> **What is being asked**
Repeat the listing word for word. No pictures belong in the copy.
##### Data segment
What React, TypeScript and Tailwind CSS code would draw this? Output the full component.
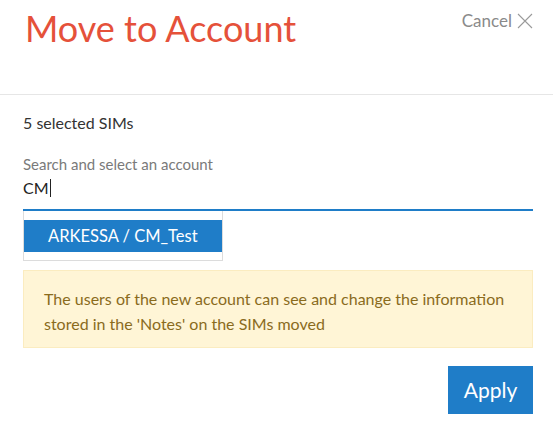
import React from 'react'

const CloseIcon: React.FC = () => (
  <svg width="16" height="16" viewBox="0 0 16 16" className="ml-[5px]">
    <path d="M1 1 L15 15 M15 1 L1 15" stroke="#9a9a9a" strokeWidth="1.1" fill="none" />
  </svg>
)

export default function App() {
  return (
    <div className="w-[553px] h-[435px] bg-white font-['Lato',sans-serif] overflow-hidden">
      {/* header */}
      <div className="flex items-start justify-between h-[95px] border-b border-[#e6e6e6] pl-[25px] pr-[20px]">
        <h1 className="mt-[10px] text-[36px] leading-[36px] font-normal text-[#e5513a]">
          Move to Account
        </h1>
        <button className="mt-[11px] flex items-center text-[17px] leading-[20px] text-[#8a8a8a]">
          Cancel
          <CloseIcon />
        </button>
      </div>

      {/* body */}
      <div className="pl-[23px] pr-[20px]">
        <p className="mt-[18px] text-[16px] leading-[20px] text-[#333]">5 selected SIMs</p>

        <label className="block mt-[21px] text-[15px] leading-[20px] text-[#7a7a7a]">
          Search and select an account
        </label>
        <div className="mt-[2px] pb-[9px] border-b-2 border-[#1f7dc8]">
          <div className="flex items-center h-[24px] text-[16px] leading-[24px] text-[#222]">
            CM
            <span className="ml-[1px] w-px h-[18px] bg-[#222]" />
          </div>
        </div>

        {/* dropdown */}
        <div className="w-[200px] border-x border-b border-[#dcdcdc] pt-[9px] pb-[8px]">
          <div className="h-[32px] bg-[#1f7dc8] pl-[24px] flex items-center text-[16.5px] text-white">
            ARKESSA / CM_Test
          </div>
        </div>

        {/* warning */}
        <div className="mt-[9px] h-[78px] border border-[#fbecc0] bg-[#fff5d6] pl-[20px] pr-[10px] pt-[15px] text-[16px] leading-[25px] text-[#8a6b1d]">
          The users of the new account can see and change the information stored in the 'Notes' on the SIMs moved
        </div>

        <div className="flex justify-end mt-[18px]">
          <button className="w-[85px] h-[48px] bg-[#1f7dc8] text-white text-[21px]">Apply</button>
        </div>
      </div>
    </div>
  )
}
##########
> **Exercise answer**
What React, TypeScript and Tailwind CSS code would draw this? Output the full component.
import React from 'react'

const CloseIcon: React.FC = () => (
  <svg width="16" height="16" viewBox="0 0 16 16" className="ml-[5px]">
    <path d="M1 1 L15 15 M15 1 L1 15" stroke="#9a9a9a" strokeWidth="1.1" fill="none" />
  </svg>
)

export default function App() {
  return (
    <div className="w-[553px] h-[435px] bg-white font-['Lato',sans-serif] overflow-hidden">
      {/* header */}
      <div className="flex items-start justify-between h-[95px] border-b border-[#e6e6e6] pl-[25px] pr-[20px]">
        <h1 className="mt-[10px] text-[36px] leading-[36px] font-normal text-[#e5513a]">
          Move to Account
        </h1>
        <button className="mt-[11px] flex items-center text-[17px] leading-[20px] text-[#8a8a8a]">
          Cancel
          <CloseIcon />
        </button>
      </div>

      {/* body */}
      <div className="pl-[23px] pr-[20px]">
        <p className="mt-[18px] text-[16px] leading-[20px] text-[#333]">5 selected SIMs</p>

        <label className="block mt-[21px] text-[15px] leading-[20px] text-[#7a7a7a]">
          Search and select an account
        </label>
        <div className="mt-[2px] pb-[9px] border-b-2 border-[#1f7dc8]">
          <div className="flex items-center h-[24px] text-[16px] leading-[24px] text-[#222]">
            CM
            <span className="ml-[1px] w-px h-[18px] bg-[#222]" />
          </div>
        </div>

        {/* dropdown */}
        <div className="w-[200px] border-x border-b border-[#dcdcdc] pt-[9px] pb-[8px]">
          <div className="h-[32px] bg-[#1f7dc8] pl-[24px] flex items-center text-[16.5px] text-white">
            ARKESSA / CM_Test
          </div>
        </div>

        {/* warning */}
        <div className="mt-[9px] h-[78px] border border-[#fbecc0] bg-[#fff5d6] pl-[20px] pr-[10px] pt-[15px] text-[16px] leading-[25px] text-[#8a6b1d]">
          The users of the new account can see and change the information stored in the 'Notes' on the SIMs moved
        </div>

        <div className="flex justify-end mt-[18px]">
          <button className="w-[85px] h-[48px] bg-[#1f7dc8] text-white text-[21px]">Apply</button>
        </div>
      </div>
    </div>
  )
}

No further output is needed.